* START *

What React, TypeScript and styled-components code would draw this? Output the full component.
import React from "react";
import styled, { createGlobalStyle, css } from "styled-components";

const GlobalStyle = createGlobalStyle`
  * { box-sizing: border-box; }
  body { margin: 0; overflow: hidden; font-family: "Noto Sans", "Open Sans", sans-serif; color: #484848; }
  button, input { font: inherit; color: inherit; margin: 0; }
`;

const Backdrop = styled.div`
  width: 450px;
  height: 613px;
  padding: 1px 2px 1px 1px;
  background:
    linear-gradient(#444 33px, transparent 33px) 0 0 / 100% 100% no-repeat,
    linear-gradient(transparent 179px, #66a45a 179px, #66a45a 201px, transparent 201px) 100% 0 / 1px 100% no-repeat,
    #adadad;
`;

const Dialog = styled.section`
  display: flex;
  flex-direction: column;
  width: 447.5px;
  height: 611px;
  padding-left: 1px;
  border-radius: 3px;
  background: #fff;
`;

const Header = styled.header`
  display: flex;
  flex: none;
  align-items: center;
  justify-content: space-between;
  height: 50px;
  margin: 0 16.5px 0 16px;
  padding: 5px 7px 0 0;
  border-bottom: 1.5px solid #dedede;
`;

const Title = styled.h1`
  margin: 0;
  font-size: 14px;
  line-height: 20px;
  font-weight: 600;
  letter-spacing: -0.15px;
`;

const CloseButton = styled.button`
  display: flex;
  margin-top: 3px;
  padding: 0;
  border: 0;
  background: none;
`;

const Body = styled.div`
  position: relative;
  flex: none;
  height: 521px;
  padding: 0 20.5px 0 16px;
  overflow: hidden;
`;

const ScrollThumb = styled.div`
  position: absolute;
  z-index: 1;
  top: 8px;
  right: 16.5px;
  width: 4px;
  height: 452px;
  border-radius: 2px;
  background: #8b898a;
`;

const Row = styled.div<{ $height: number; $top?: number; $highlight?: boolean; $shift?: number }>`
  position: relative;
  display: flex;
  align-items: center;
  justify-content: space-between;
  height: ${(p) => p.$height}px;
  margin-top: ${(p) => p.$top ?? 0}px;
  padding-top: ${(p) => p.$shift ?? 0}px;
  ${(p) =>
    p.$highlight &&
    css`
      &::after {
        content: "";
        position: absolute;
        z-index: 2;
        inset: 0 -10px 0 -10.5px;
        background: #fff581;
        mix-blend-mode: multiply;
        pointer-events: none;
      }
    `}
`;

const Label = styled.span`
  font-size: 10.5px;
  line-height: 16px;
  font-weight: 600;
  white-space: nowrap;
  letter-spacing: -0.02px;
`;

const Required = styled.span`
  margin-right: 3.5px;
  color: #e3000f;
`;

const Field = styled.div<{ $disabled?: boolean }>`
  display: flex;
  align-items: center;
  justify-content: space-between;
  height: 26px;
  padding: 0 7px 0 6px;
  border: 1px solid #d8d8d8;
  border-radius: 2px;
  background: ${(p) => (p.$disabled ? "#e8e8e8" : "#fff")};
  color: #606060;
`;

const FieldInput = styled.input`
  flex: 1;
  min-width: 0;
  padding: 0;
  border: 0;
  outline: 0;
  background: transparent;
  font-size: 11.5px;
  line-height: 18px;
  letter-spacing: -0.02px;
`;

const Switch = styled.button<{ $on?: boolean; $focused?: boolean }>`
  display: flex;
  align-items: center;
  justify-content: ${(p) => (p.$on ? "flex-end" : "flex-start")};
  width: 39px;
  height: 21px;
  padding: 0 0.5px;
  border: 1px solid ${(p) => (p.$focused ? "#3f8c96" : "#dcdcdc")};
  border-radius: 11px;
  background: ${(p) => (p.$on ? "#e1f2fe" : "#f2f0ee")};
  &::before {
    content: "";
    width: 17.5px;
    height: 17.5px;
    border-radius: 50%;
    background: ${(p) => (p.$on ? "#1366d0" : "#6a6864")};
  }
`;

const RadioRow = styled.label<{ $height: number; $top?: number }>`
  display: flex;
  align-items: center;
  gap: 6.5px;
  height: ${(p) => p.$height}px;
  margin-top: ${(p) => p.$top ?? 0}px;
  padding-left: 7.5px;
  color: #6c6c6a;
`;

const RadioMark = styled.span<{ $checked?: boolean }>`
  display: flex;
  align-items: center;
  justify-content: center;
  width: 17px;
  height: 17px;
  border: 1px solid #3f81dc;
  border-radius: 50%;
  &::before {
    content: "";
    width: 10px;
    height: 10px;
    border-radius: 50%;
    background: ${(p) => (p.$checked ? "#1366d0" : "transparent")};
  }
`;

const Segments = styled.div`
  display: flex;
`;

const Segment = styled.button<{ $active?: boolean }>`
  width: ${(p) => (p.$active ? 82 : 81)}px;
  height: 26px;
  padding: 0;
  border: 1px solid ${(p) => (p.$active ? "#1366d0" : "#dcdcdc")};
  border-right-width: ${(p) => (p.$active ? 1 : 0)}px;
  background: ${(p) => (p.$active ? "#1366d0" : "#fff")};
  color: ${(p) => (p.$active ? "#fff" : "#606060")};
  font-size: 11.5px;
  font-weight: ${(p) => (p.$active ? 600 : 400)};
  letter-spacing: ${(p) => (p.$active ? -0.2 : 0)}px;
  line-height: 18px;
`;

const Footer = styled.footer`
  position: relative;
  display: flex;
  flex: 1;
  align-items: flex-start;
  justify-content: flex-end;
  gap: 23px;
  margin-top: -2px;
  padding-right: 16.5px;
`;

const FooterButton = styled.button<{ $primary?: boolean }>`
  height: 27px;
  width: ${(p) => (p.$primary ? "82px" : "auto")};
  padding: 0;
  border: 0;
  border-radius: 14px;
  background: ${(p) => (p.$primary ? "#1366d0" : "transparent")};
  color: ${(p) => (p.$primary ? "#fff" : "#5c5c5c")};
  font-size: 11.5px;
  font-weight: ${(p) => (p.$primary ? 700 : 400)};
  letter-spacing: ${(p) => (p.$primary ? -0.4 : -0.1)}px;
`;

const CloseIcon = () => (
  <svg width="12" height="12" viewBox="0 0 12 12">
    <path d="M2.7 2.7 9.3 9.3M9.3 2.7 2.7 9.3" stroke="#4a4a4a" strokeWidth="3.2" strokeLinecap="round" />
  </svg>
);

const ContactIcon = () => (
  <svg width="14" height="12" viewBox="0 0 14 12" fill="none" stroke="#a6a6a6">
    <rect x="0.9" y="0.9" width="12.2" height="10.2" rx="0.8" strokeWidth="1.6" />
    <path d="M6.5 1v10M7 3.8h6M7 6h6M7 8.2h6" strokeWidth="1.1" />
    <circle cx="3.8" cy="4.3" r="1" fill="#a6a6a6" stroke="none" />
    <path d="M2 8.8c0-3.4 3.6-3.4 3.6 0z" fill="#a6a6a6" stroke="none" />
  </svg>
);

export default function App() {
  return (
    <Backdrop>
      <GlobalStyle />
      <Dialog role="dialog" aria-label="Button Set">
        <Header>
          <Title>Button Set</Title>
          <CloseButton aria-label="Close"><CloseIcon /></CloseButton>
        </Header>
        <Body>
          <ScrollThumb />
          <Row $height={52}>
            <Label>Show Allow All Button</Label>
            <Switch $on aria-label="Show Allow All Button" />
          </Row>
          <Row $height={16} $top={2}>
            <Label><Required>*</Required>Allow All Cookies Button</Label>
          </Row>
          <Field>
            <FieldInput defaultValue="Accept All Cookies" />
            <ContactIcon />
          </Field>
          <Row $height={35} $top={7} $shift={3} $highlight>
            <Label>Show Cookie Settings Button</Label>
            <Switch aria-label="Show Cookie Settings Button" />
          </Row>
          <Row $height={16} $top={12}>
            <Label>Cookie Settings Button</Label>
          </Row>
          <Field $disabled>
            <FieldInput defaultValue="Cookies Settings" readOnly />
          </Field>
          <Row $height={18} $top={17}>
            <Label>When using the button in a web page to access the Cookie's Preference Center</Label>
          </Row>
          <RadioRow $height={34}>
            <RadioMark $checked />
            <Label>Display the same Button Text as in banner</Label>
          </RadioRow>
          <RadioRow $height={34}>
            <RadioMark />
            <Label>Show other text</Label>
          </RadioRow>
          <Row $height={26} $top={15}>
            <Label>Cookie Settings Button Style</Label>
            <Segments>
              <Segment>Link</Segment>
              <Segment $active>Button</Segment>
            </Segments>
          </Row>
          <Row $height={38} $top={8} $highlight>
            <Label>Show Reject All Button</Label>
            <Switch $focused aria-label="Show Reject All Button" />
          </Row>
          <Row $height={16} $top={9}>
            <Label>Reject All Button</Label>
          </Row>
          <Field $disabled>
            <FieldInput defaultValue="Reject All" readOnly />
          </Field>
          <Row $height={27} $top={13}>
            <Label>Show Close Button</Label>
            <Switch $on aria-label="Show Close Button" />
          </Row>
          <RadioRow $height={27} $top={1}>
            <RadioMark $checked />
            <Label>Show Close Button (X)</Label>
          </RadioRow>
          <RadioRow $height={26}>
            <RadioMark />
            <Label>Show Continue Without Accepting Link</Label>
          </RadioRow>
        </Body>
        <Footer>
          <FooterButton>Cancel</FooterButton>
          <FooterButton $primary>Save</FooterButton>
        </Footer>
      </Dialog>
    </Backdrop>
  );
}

* END *

Exercise directions = From the data above, work out how many lines contain the string "components" and reply with only the number.

Correct output = 2